Web page code records
┌──

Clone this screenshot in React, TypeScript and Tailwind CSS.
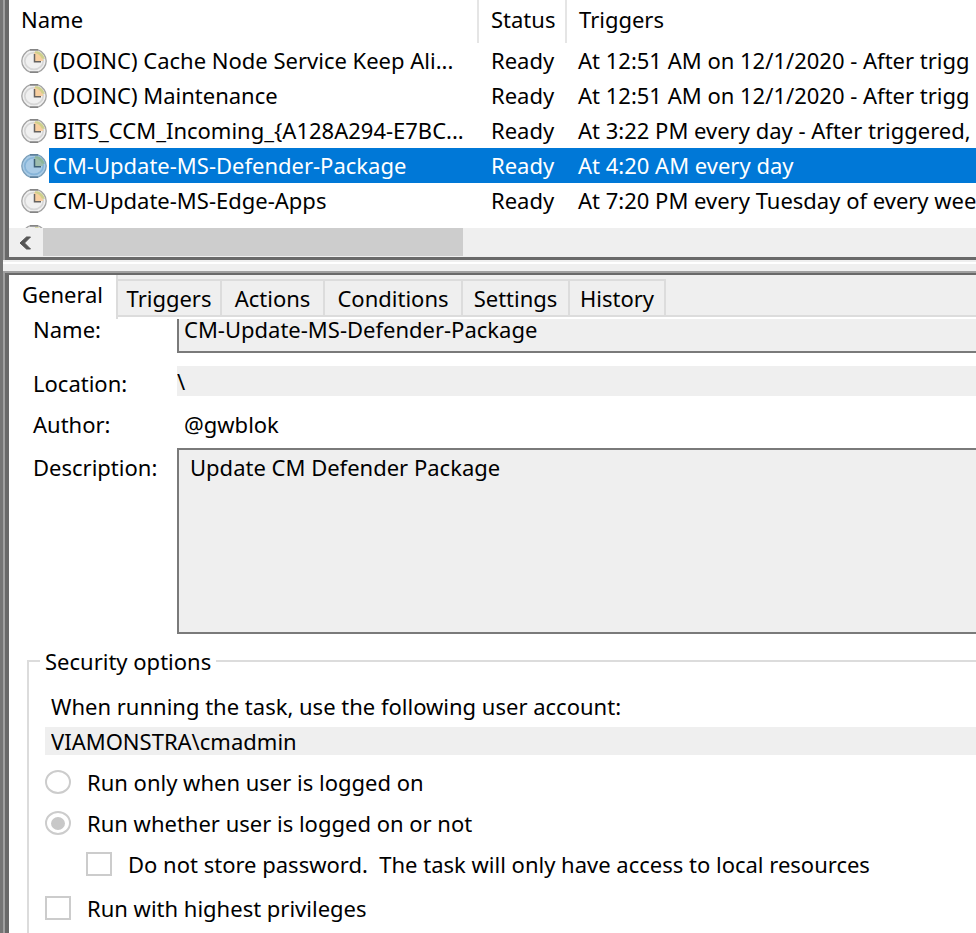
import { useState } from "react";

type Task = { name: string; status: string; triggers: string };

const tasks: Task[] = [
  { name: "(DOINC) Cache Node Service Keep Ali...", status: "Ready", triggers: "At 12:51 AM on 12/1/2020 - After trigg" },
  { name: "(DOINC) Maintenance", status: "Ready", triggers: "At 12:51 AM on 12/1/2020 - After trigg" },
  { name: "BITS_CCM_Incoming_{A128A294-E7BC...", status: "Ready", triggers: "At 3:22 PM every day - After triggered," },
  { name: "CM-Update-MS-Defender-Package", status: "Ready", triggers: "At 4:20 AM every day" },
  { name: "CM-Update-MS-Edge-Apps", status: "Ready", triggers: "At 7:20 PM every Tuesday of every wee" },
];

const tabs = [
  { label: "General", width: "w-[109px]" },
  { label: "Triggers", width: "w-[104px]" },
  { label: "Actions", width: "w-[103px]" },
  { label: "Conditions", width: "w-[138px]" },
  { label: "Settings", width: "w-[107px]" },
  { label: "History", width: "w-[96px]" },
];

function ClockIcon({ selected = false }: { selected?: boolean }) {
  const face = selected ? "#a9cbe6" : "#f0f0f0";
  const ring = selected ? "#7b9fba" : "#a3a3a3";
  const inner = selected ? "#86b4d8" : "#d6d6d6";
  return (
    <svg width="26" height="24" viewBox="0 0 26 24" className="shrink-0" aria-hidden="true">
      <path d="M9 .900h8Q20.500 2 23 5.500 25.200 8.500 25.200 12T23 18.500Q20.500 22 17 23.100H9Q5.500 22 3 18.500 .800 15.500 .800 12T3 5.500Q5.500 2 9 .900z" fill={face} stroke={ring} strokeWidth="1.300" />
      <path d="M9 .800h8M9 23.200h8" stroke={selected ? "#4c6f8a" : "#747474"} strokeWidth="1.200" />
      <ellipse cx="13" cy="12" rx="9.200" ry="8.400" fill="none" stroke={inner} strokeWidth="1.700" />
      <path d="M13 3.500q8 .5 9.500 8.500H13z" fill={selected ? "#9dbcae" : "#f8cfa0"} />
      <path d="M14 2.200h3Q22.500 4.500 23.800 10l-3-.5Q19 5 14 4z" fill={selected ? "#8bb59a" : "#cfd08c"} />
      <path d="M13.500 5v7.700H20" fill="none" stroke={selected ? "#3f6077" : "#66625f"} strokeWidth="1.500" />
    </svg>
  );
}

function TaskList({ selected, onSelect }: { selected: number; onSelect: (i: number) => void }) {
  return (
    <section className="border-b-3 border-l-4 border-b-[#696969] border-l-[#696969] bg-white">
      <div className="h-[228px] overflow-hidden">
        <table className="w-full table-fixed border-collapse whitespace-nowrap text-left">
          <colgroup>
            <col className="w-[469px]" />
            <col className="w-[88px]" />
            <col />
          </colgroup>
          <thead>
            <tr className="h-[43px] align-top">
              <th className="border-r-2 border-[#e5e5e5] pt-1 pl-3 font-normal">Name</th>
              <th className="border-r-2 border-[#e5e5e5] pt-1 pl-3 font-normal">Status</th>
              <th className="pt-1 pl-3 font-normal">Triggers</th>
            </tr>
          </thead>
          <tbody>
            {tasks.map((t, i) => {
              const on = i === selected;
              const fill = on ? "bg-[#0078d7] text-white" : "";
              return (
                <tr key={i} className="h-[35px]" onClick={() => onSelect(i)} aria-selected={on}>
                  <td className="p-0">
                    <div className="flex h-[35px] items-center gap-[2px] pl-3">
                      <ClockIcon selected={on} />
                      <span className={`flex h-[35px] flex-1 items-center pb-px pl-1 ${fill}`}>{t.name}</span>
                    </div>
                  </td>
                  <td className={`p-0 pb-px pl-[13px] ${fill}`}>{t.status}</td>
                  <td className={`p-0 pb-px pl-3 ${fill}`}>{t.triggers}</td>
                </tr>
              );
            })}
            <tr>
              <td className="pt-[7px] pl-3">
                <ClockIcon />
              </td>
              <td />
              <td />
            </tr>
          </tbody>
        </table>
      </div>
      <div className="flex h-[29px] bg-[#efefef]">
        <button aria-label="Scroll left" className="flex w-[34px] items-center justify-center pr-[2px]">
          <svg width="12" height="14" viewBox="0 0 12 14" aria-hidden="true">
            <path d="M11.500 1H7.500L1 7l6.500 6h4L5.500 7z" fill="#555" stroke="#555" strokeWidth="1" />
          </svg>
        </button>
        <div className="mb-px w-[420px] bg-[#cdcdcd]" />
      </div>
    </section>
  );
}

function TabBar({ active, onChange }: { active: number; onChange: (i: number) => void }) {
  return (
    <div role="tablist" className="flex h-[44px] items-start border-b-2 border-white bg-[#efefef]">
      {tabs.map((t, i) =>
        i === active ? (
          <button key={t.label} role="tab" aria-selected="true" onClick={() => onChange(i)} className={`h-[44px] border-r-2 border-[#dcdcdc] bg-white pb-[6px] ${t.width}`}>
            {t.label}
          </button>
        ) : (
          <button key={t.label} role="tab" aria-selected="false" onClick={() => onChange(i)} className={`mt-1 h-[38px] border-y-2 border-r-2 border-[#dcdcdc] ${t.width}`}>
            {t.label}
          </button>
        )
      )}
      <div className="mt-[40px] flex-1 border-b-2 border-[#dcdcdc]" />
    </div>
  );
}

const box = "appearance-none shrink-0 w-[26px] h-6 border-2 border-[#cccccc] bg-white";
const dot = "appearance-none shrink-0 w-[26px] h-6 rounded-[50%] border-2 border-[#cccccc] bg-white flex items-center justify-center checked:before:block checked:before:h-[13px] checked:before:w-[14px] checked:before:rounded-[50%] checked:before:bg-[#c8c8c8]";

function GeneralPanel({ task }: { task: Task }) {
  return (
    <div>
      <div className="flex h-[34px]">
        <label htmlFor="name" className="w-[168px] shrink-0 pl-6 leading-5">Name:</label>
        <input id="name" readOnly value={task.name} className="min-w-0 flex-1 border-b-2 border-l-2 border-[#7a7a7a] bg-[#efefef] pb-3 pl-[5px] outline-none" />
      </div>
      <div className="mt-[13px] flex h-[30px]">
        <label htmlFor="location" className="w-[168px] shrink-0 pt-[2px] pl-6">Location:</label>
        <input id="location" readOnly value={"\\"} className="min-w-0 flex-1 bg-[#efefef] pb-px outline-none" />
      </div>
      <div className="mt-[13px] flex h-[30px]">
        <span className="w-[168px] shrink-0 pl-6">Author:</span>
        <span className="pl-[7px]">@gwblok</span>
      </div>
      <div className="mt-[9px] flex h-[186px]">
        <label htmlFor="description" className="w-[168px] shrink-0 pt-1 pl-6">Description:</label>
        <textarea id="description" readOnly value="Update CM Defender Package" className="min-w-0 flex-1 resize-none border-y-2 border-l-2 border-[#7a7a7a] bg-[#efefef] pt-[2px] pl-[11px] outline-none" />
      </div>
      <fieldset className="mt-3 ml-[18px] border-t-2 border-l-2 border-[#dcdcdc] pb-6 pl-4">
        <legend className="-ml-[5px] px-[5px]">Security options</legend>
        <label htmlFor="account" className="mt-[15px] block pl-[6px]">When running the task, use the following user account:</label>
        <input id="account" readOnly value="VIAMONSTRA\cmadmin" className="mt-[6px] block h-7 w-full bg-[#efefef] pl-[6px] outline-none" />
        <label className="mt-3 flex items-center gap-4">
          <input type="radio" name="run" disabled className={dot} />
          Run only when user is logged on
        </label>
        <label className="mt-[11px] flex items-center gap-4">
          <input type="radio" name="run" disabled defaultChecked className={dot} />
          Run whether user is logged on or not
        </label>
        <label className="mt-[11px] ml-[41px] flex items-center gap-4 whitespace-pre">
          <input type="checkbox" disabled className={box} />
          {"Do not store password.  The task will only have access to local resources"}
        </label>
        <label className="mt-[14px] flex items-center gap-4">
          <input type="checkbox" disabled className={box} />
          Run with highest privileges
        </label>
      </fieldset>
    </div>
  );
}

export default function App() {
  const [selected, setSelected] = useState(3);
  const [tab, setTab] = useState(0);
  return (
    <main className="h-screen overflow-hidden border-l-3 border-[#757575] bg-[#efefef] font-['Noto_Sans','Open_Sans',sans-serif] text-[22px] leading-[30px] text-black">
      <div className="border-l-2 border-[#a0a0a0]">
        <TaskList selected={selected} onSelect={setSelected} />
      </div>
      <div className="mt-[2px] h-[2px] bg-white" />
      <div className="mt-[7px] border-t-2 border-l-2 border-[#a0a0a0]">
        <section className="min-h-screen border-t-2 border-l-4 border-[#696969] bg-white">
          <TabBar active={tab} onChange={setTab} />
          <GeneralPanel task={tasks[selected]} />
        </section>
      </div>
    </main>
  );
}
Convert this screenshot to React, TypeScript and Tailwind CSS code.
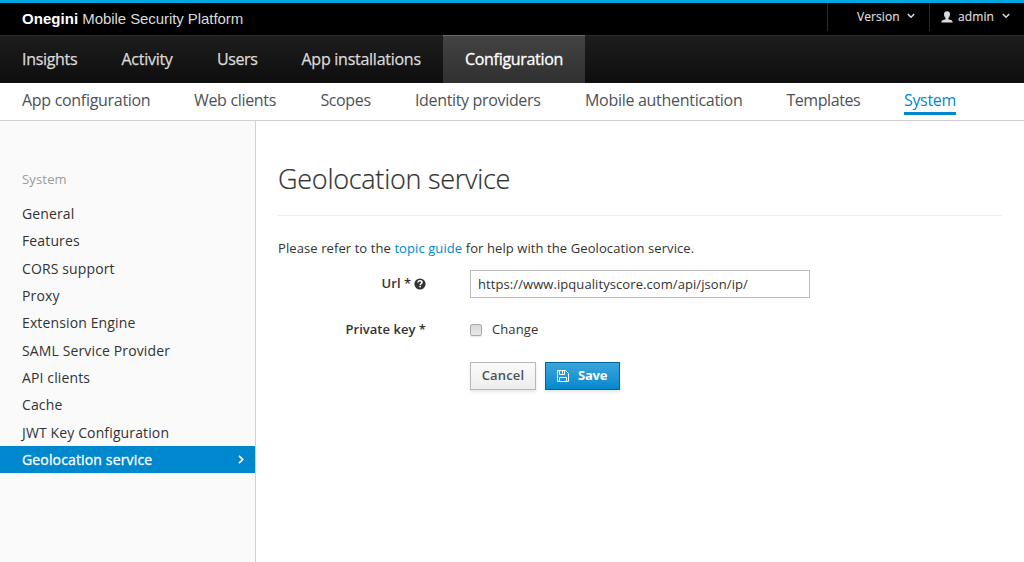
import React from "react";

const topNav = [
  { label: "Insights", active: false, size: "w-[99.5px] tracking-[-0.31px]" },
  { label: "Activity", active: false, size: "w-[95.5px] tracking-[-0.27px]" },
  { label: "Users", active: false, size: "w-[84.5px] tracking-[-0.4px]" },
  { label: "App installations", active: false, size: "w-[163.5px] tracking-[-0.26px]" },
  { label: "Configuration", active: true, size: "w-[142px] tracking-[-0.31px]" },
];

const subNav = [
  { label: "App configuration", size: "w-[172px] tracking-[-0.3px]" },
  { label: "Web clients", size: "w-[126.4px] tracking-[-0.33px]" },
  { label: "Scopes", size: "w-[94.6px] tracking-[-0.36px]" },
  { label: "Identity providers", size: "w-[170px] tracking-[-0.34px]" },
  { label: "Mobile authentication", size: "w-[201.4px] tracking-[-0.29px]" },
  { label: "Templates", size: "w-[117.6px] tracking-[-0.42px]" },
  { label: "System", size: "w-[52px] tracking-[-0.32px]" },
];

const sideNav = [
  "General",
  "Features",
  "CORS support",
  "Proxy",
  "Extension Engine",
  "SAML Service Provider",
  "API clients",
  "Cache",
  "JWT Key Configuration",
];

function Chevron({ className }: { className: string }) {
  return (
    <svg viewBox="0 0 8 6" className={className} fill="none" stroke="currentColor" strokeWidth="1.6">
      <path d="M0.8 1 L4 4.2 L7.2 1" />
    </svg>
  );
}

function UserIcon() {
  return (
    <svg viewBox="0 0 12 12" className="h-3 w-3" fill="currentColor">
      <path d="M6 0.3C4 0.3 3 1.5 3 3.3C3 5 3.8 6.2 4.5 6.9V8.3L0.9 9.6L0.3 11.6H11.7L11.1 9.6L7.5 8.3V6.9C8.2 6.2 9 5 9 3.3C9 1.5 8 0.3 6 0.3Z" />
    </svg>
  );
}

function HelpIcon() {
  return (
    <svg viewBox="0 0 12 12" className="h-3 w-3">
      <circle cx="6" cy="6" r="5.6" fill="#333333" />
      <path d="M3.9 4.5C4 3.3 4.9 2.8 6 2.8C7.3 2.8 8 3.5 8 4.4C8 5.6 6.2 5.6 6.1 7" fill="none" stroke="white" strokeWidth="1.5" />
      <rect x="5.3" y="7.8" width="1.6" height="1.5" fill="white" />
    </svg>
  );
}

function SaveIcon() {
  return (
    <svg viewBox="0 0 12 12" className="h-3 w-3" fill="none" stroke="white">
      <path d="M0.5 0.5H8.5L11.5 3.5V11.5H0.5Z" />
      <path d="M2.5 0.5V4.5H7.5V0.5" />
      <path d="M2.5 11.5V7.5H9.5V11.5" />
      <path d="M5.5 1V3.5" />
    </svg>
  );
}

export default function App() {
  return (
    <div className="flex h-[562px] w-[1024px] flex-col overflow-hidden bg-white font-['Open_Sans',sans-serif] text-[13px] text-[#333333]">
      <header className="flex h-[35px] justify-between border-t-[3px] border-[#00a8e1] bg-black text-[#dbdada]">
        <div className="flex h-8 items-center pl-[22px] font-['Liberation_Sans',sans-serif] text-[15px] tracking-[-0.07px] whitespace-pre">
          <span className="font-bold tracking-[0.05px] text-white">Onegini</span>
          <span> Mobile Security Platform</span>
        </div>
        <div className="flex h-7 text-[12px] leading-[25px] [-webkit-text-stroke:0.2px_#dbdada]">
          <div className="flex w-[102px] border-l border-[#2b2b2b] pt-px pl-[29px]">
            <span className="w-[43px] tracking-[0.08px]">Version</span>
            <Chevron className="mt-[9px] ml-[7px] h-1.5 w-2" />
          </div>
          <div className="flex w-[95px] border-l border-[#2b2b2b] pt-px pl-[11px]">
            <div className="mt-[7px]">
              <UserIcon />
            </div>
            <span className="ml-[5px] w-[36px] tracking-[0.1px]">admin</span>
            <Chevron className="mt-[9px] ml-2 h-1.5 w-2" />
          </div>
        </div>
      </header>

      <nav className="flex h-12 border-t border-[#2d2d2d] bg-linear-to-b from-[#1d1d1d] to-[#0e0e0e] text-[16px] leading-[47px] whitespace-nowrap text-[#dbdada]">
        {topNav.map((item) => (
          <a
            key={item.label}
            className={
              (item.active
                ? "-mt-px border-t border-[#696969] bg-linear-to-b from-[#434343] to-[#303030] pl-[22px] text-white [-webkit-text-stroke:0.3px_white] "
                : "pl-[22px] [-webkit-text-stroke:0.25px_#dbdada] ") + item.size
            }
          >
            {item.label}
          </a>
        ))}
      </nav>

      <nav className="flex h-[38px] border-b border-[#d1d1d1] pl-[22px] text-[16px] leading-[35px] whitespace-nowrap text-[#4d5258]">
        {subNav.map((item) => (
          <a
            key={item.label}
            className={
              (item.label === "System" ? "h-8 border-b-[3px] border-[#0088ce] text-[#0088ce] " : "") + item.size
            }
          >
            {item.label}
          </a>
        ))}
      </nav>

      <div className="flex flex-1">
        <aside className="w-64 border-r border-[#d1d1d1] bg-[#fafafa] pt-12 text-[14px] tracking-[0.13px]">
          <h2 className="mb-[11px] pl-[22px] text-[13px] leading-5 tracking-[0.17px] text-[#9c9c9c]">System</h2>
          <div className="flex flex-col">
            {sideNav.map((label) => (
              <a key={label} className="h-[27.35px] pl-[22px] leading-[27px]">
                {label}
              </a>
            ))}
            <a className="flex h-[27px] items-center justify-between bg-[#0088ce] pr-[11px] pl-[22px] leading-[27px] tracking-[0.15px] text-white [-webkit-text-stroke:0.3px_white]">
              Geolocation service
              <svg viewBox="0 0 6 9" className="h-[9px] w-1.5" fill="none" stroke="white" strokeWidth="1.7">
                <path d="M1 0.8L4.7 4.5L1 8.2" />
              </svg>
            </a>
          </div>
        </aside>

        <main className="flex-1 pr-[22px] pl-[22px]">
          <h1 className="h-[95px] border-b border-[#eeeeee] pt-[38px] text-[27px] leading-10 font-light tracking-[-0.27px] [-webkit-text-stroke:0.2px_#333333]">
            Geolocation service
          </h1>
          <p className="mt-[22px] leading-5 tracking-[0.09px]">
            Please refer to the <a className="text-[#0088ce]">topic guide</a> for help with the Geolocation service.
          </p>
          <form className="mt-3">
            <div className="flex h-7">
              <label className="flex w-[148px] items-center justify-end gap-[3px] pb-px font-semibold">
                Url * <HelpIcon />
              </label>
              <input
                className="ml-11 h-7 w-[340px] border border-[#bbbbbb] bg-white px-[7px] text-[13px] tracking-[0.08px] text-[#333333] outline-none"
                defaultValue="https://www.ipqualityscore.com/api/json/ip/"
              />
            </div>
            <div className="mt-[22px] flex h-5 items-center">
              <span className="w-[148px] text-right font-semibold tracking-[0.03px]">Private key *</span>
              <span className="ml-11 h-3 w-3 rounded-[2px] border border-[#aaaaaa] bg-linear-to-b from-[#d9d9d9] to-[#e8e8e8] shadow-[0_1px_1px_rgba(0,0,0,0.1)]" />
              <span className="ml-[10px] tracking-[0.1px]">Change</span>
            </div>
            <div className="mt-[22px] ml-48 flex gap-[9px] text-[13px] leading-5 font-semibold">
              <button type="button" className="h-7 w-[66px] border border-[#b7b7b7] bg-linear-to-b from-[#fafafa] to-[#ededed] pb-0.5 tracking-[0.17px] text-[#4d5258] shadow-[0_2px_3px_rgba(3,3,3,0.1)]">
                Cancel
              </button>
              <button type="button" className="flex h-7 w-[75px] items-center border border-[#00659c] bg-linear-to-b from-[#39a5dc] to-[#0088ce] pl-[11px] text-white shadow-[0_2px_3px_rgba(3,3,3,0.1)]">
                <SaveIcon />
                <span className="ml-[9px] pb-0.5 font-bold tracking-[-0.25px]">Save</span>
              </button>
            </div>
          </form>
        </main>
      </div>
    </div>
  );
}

└──

__Exercise goal__.
Restate word for word only the lines from where the entries begin through the one with "string; status: string;"; omit the pictures.

__Result of this exercise__.
Clone this screenshot in React, TypeScript and Tailwind CSS.
import { useState } from "react";

type Task = { name: string; status: string; triggers: string };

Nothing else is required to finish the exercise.